Task prompt: Please reproduce the lines of the records below from the one holding "Output the component" through the one holding "const [name, setName]", inclusive, skipping all pictures.

Source material:
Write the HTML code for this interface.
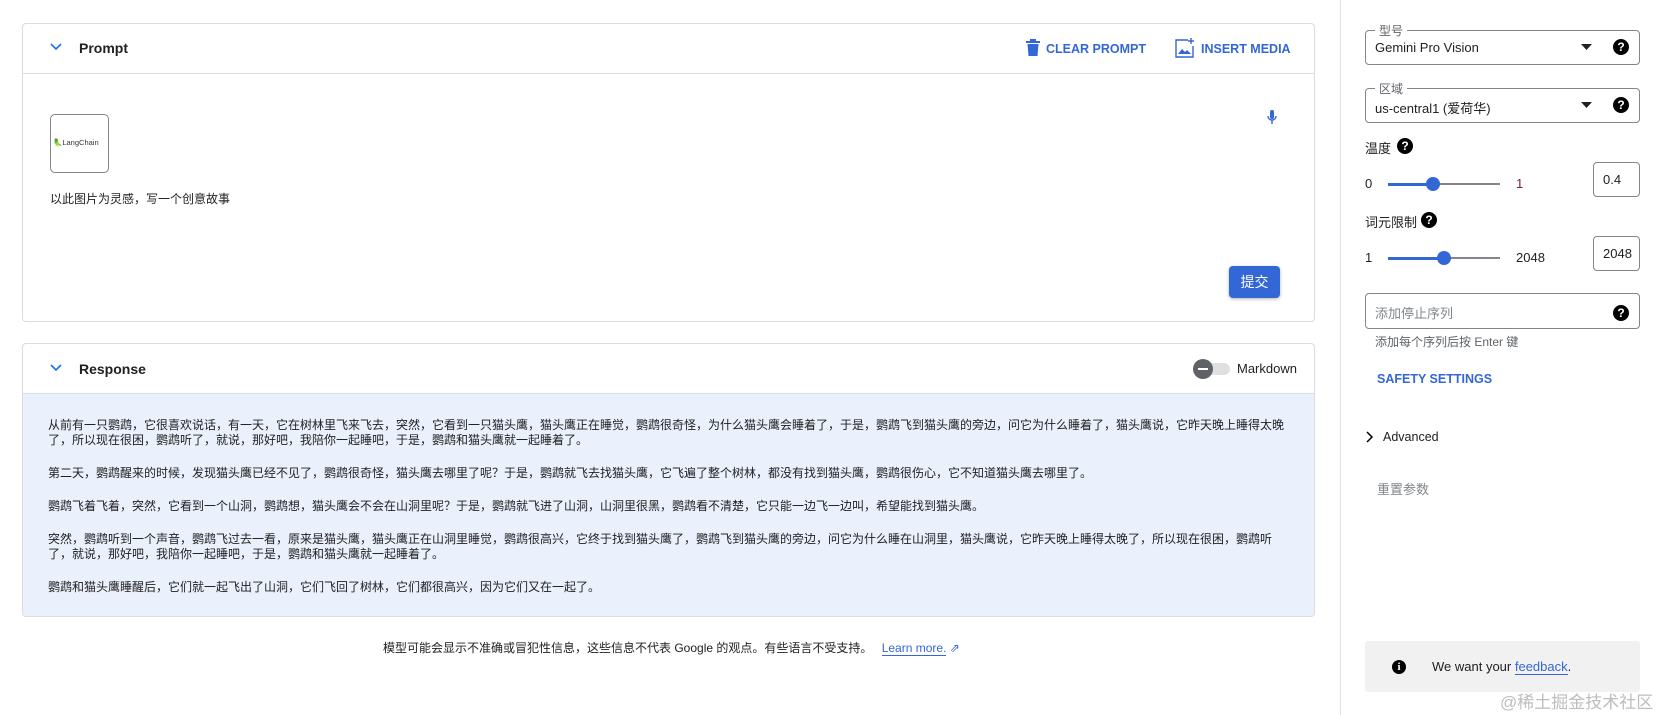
...
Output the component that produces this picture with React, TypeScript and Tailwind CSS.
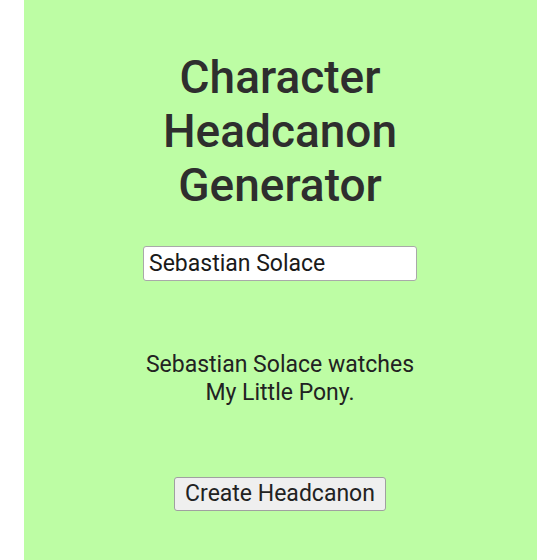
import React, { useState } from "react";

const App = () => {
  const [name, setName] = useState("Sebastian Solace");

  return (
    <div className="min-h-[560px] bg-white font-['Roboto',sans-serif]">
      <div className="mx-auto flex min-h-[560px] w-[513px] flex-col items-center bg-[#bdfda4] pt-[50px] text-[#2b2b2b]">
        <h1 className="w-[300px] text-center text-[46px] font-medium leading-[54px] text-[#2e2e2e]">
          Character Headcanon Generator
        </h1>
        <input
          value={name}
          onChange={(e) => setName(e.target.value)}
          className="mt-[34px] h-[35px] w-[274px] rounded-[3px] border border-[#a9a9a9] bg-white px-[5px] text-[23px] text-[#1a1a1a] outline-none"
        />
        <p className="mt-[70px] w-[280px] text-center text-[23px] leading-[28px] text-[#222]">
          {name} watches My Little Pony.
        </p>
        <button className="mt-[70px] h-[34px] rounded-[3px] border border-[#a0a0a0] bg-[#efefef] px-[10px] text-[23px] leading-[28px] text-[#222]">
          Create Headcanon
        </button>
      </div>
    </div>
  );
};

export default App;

Answer:
Output the component that produces this picture with React, TypeScript and Tailwind CSS.
import React, { useState } from "react";

const App = () => {
  const [name, setName] = useState("Sebastian Solace");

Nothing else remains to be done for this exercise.